This story by Flannery O’Connor, was at times very difficult
for me to connect to, and at other times a very emotional read for me. The
extreme violence, though difficult to read, strangely was not the part of the
story that most affected me emotionally. Perhaps it was because O’Connor’s
methods of having much of the violence occur out of sight made the extremity of
the situation even more challenging to absorb, or perhaps not. Regardless, it
was the instances of the grandmother’s forgetfulness and vulnerability, the
instances of her being unguarded that made me feel the most upset, the most
sympathetic, and the most angry. At one point, O’Connor writes, “a horrible
thought came to her. The thought was so embarrassing that she turned red in the
face and her eyes dilated and her feet jumped up, upsetting her valise in the
corner” (1206).
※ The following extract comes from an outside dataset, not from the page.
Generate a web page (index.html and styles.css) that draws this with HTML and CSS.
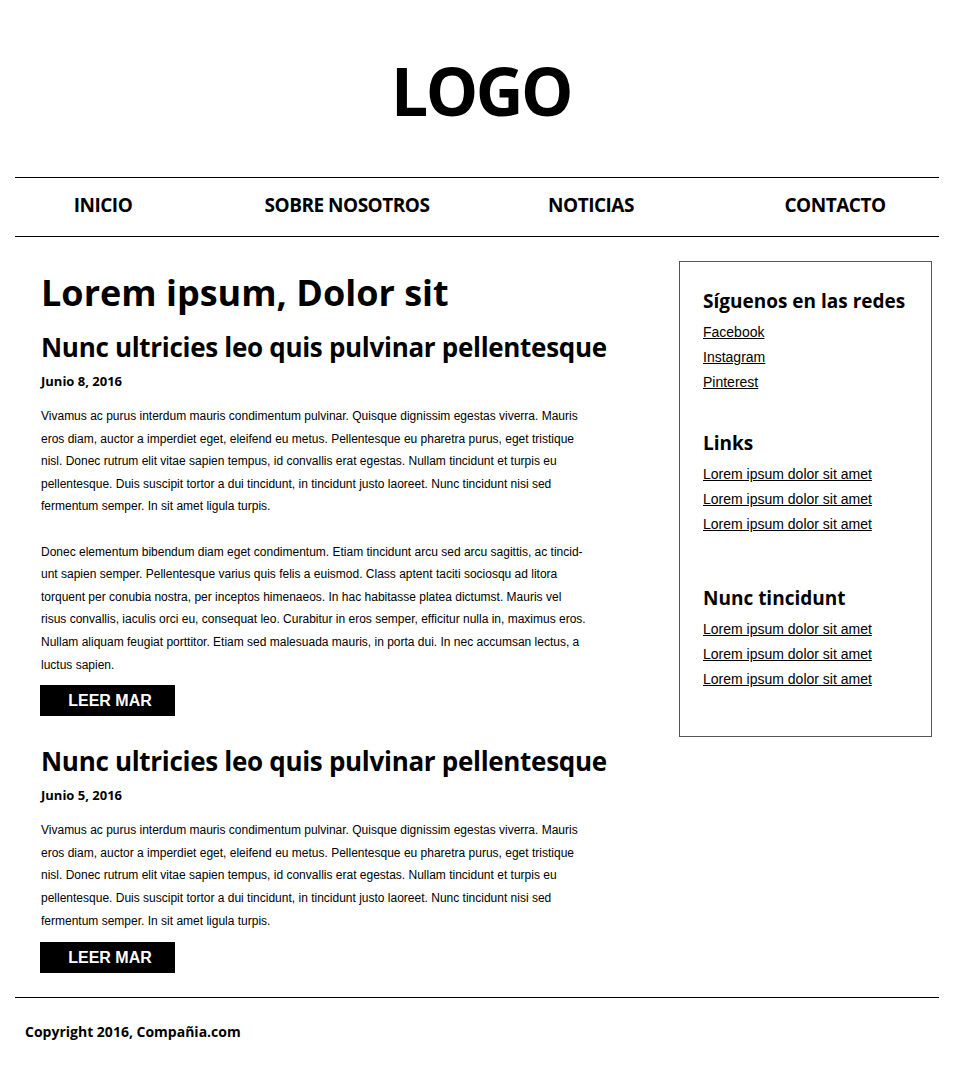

In this moment, when the grandmother realizes she has led the
family down the wrong road, that the house she had convinced them to go look at
was in another state, I felt her shame and discomfort, felt the reversal of her
role from parent to child with her son as she knew she would be chastised and
that he was already impatient. What is even worse is that her response leads to
the accident, which causes such a devastating end. The randomness of the story
is not only in the violence, but in the flawed workings of the grandmother’s
mind, the workings that lead her and her family down just the wrong road into
the path of violent criminals. Similarly, it is the grandmother’s revelation
upon first coming into contact with the men, her exclamation of, “You’re The Misfit!”
that seals her family’s fate (1208). In her recognition of the men, she makes
it impossible for her family to be let go.
It is the grandmother’s mistakes that lead her family to their end, and
for me, that was the part of O’Connor’s story that was the most difficult to
read, the part that – despite the gruesome violence – left me most unsettled
and upset, and wishing for the ability to rewind.